---- Material

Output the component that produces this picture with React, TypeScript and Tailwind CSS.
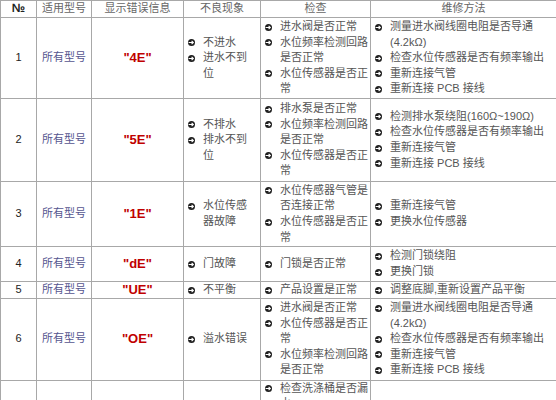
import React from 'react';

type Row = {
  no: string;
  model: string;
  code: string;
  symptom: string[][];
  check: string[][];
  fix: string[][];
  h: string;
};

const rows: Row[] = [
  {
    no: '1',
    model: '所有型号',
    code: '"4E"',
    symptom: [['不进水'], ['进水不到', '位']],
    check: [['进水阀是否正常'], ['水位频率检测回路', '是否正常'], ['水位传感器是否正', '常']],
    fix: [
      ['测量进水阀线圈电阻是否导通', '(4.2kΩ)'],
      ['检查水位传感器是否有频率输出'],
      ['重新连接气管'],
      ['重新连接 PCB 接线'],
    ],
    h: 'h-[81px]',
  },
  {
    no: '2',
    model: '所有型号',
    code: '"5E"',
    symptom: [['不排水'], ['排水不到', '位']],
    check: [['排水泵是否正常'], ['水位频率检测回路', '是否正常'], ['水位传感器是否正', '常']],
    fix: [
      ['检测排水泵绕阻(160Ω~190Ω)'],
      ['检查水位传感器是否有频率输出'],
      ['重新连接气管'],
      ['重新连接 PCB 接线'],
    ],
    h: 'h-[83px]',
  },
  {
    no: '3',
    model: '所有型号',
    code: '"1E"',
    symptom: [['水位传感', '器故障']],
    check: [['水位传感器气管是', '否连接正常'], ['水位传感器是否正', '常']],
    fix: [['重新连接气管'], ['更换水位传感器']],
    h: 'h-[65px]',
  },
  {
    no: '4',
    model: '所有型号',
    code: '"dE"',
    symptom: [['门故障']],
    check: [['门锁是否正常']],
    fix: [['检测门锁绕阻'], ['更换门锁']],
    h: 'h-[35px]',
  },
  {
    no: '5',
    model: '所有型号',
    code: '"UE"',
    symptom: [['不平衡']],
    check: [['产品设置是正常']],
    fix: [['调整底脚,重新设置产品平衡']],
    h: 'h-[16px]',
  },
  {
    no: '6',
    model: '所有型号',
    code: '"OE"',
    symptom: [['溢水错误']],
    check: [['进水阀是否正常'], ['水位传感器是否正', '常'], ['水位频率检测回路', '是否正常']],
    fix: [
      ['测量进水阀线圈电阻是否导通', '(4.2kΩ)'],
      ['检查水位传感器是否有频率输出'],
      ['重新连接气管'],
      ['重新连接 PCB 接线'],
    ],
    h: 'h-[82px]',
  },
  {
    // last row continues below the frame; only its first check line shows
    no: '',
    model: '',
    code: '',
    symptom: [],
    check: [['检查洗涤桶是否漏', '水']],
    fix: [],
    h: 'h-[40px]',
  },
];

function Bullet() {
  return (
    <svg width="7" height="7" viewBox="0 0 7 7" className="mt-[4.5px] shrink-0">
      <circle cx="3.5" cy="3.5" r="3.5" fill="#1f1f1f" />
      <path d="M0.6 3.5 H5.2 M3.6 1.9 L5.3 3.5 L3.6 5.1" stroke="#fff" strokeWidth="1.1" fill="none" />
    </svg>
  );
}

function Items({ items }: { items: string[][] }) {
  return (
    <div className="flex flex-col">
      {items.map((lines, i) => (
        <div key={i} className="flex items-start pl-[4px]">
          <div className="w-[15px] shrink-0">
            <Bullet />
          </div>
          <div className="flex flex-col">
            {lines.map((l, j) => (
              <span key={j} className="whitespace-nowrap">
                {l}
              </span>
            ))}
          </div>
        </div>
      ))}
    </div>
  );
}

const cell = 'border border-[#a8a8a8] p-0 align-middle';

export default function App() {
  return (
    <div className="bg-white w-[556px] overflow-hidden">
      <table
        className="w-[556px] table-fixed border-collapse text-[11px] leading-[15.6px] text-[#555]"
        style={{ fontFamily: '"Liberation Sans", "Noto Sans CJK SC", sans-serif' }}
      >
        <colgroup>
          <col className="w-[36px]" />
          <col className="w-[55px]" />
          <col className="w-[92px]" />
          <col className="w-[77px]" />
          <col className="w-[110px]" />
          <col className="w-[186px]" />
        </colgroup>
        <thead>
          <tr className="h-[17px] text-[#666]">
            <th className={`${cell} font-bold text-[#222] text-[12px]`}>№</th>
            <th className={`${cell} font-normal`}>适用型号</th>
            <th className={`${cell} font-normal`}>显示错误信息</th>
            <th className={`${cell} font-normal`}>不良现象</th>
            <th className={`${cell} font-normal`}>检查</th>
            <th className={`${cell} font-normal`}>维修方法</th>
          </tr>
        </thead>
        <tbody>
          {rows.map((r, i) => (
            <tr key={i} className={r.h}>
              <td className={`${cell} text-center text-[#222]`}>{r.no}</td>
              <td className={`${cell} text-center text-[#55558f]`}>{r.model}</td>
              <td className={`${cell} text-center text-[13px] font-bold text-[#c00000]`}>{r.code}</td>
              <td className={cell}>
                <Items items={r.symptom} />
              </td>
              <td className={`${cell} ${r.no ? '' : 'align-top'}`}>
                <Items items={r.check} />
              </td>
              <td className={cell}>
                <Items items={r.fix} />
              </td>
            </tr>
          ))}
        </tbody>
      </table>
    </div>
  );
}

--------

**Instruction:**
Repeat the material above verbatim, with no pictures in the output.

**Reply:**
Output the component that produces this picture with React, TypeScript and Tailwind CSS.
import React from 'react';

type Row = {
  no: string;
  model: string;
  code: string;
  symptom: string[][];
  check: string[][];
  fix: string[][];
  h: string;
};

const rows: Row[] = [
  {
    no: '1',
    model: '所有型号',
    code: '"4E"',
    symptom: [['不进水'], ['进水不到', '位']],
    check: [['进水阀是否正常'], ['水位频率检测回路', '是否正常'], ['水位传感器是否正', '常']],
    fix: [
      ['测量进水阀线圈电阻是否导通', '(4.2kΩ)'],
      ['检查水位传感器是否有频率输出'],
      ['重新连接气管'],
      ['重新连接 PCB 接线'],
    ],
    h: 'h-[81px]',
  },
  {
    no: '2',
    model: '所有型号',
    code: '"5E"',
    symptom: [['不排水'], ['排水不到', '位']],
    check: [['排水泵是否正常'], ['水位频率检测回路', '是否正常'], ['水位传感器是否正', '常']],
    fix: [
      ['检测排水泵绕阻(160Ω~190Ω)'],
      ['检查水位传感器是否有频率输出'],
      ['重新连接气管'],
      ['重新连接 PCB 接线'],
    ],
    h: 'h-[83px]',
  },
  {
    no: '3',
    model: '所有型号',
    code: '"1E"',
    symptom: [['水位传感', '器故障']],
    check: [['水位传感器气管是', '否连接正常'], ['水位传感器是否正', '常']],
    fix: [['重新连接气管'], ['更换水位传感器']],
    h: 'h-[65px]',
  },
  {
    no: '4',
    model: '所有型号',
    code: '"dE"',
    symptom: [['门故障']],
    check: [['门锁是否正常']],
    fix: [['检测门锁绕阻'], ['更换门锁']],
    h: 'h-[35px]',
  },
  {
    no: '5',
    model: '所有型号',
    code: '"UE"',
    symptom: [['不平衡']],
    check: [['产品设置是正常']],
    fix: [['调整底脚,重新设置产品平衡']],
    h: 'h-[16px]',
  },
  {
    no: '6',
    model: '所有型号',
    code: '"OE"',
    symptom: [['溢水错误']],
    check: [['进水阀是否正常'], ['水位传感器是否正', '常'], ['水位频率检测回路', '是否正常']],
    fix: [
      ['测量进水阀线圈电阻是否导通', '(4.2kΩ)'],
      ['检查水位传感器是否有频率输出'],
      ['重新连接气管'],
      ['重新连接 PCB 接线'],
    ],
    h: 'h-[82px]',
  },
  {
    // last row continues below the frame; only its first check line shows
    no: '',
    model: '',
    code: '',
    symptom: [],
    check: [['检查洗涤桶是否漏', '水']],
    fix: [],
    h: 'h-[40px]',
  },
];

function Bullet() {
  return (
    <svg width="7" height="7" viewBox="0 0 7 7" className="mt-[4.5px] shrink-0">
      <circle cx="3.5" cy="3.5" r="3.5" fill="#1f1f1f" />
      <path d="M0.6 3.5 H5.2 M3.6 1.9 L5.3 3.5 L3.6 5.1" stroke="#fff" strokeWidth="1.1" fill="none" />
    </svg>
  );
}

function Items({ items }: { items: string[][] }) {
  return (
    <div className="flex flex-col">
      {items.map((lines, i) => (
        <div key={i} className="flex items-start pl-[4px]">
          <div className="w-[15px] shrink-0">
            <Bullet />
          </div>
          <div className="flex flex-col">
            {lines.map((l, j) => (
              <span key={j} className="whitespace-nowrap">
                {l}
              </span>
            ))}
          </div>
        </div>
      ))}
    </div>
  );
}

const cell = 'border border-[#a8a8a8] p-0 align-middle';

export default function App() {
  return (
    <div className="bg-white w-[556px] overflow-hidden">
      <table
        className="w-[556px] table-fixed border-collapse text-[11px] leading-[15.6px] text-[#555]"
        style={{ fontFamily: '"Liberation Sans", "Noto Sans CJK SC", sans-serif' }}
      >
        <colgroup>
          <col className="w-[36px]" />
          <col className="w-[55px]" />
          <col className="w-[92px]" />
          <col className="w-[77px]" />
          <col className="w-[110px]" />
          <col className="w-[186px]" />
        </colgroup>
        <thead>
          <tr className="h-[17px] text-[#666]">
            <th className={`${cell} font-bold text-[#222] text-[12px]`}>№</th>
            <th className={`${cell} font-normal`}>适用型号</th>
            <th className={`${cell} font-normal`}>显示错误信息</th>
            <th className={`${cell} font-normal`}>不良现象</th>
            <th className={`${cell} font-normal`}>检查</th>
            <th className={`${cell} font-normal`}>维修方法</th>
          </tr>
        </thead>
        <tbody>
          {rows.map((r, i) => (
            <tr key={i} className={r.h}>
              <td className={`${cell} text-center text-[#222]`}>{r.no}</td>
              <td className={`${cell} text-center text-[#55558f]`}>{r.model}</td>
              <td className={`${cell} text-center text-[13px] font-bold text-[#c00000]`}>{r.code}</td>
              <td className={cell}>
                <Items items={r.symptom} />
              </td>
              <td className={`${cell} ${r.no ? '' : 'align-top'}`}>
                <Items items={r.check} />
              </td>
              <td className={cell}>
                <Items items={r.fix} />
              </td>
            </tr>
          ))}
        </tbody>
      </table>
    </div>
  );
}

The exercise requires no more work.